The optimal test channel is $\hat{X} = X + Z$ where $Z \sim \mathcal{N}(0, D)$ is independent of $X$ ? No — we need $\hat{X}$ to be a function of $X$ plus noise. The correct test channel is: $X = \hat{X} + Z$ where $Z \sim \mathcal{N}(0, D)$ independent of $\hat{X}$ , and $\hat{X} \sim \mathcal{N}(0, \sigma^2 - D)$ . This gives $\mathbb{E}[(X - \hat{X})^2] = \mathbb{E}[Z^2] = D$ .

Mutual information

With $\hat{X} \sim \mathcal{N}(0, \sigma^2 - D)$ and $X = \hat{X} + Z$ : $I(X;\hat{X}) = h(X) - h(X|\hat{X}) = h(X) - h(Z)$ $= \frac{1}{2}\log(2\pi e \sigma^2) - \frac{1}{2}\log(2\pi e D) = \frac{1}{2}\log\frac{\sigma^2}{D}.$

Optimality of Gaussian test channel

The Gaussian test channel is optimal because: (i) among all distributions with variance $\sigma^2 - D$ , the Gaussian maximizes the differential entropy $h(\hat{X})$ (this does not help here since we're minimizing $I$ ); (ii) the key is that the Gaussian $Z$ maximizes $h(X|\hat{X}) = h(Z)$ for fixed $\mathbb{E}[Z^2] = D$ . Since $I = h(X) - h(X|\hat{X})$ , maximizing $h(X|\hat{X})$ minimizes $I$ .

Example: Gaussian Rate-Distortion in Practice

A speech signal is modeled as Gaussian with $\sigma^2 = 1$ . Compute the rate needed for SNR values of 20 dB, 40 dB, and 60 dB, where SNR $= \sigma^2/D$ .

Solution

Rate computation

$R = \frac{1}{2}\log_2 \frac{\sigma^2}{D} = \frac{1}{2}\log_2 \text{SNR}$ .

SNR = 20 dB (= 100): $R = \frac{1}{2}\log_2 100 = 3.32$ bits/sample.
SNR = 40 dB (= 10000): $R = \frac{1}{2}\log_2 10000 = 6.64$ bits/sample.
SNR = 60 dB (= $10^6$ ): $R = \frac{1}{2}\log_2 10^6 = 9.97$ bits/sample.

Every 20 dB of SNR costs 3.32 bits.
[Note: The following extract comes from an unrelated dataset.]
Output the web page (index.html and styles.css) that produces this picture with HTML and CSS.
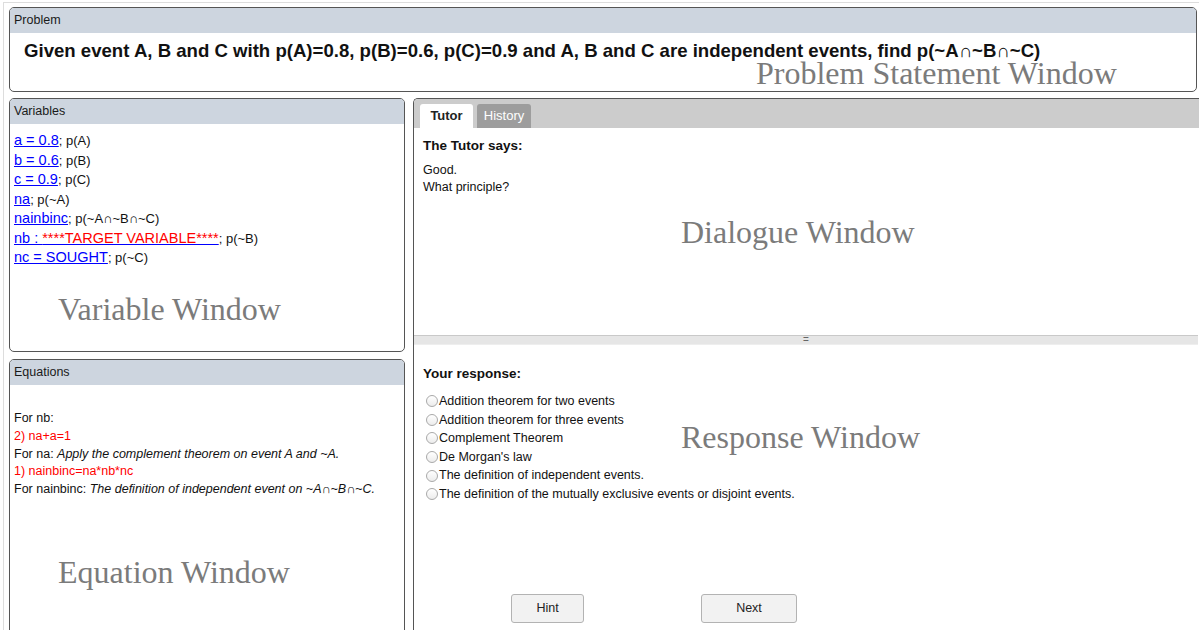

Equivalently, 1 bit $\approx$ 6.02 dB of SNR.

Practical comparison

Telephone-quality speech (8 kHz, 8 bits/sample = 64 kbps) achieves about 48 dB SNR. The rate-distortion limit for 48 dB at 8 kHz would be $\approx 8 \times 3.99 = 32$ kbps. Modern speech codecs (Opus, EVS) achieve near-transparent quality at 16–24 kbps, approaching but not reaching the R-D bound (they exploit speech-specific structure).

Theorem: Reverse Waterfilling for Vector Gaussian Sources

Let $\mathbf{X} \sim \mathcal{N}(\mathbf{0}, \boldsymbol{\Lambda})$ where $\boldsymbol{\Lambda} = \text{diag}(\sigma_1^2, \ldots, \sigma_k^2)$ is diagonal (parallel independent Gaussian sources). The rate-distortion function under total squared-error distortion $D = \sum_{i=1}^k D_i$ is: $R = \sum_{i=1}^k \frac{1}{2}\log_2 \frac{\sigma_i^2}{D_i^*}$ where $D_i^* = \min(\gamma, \sigma_i^2)$ and the reverse waterfilling level $\gamma$ is chosen so that $\sum_{i=1}^k D_i^* = D$ .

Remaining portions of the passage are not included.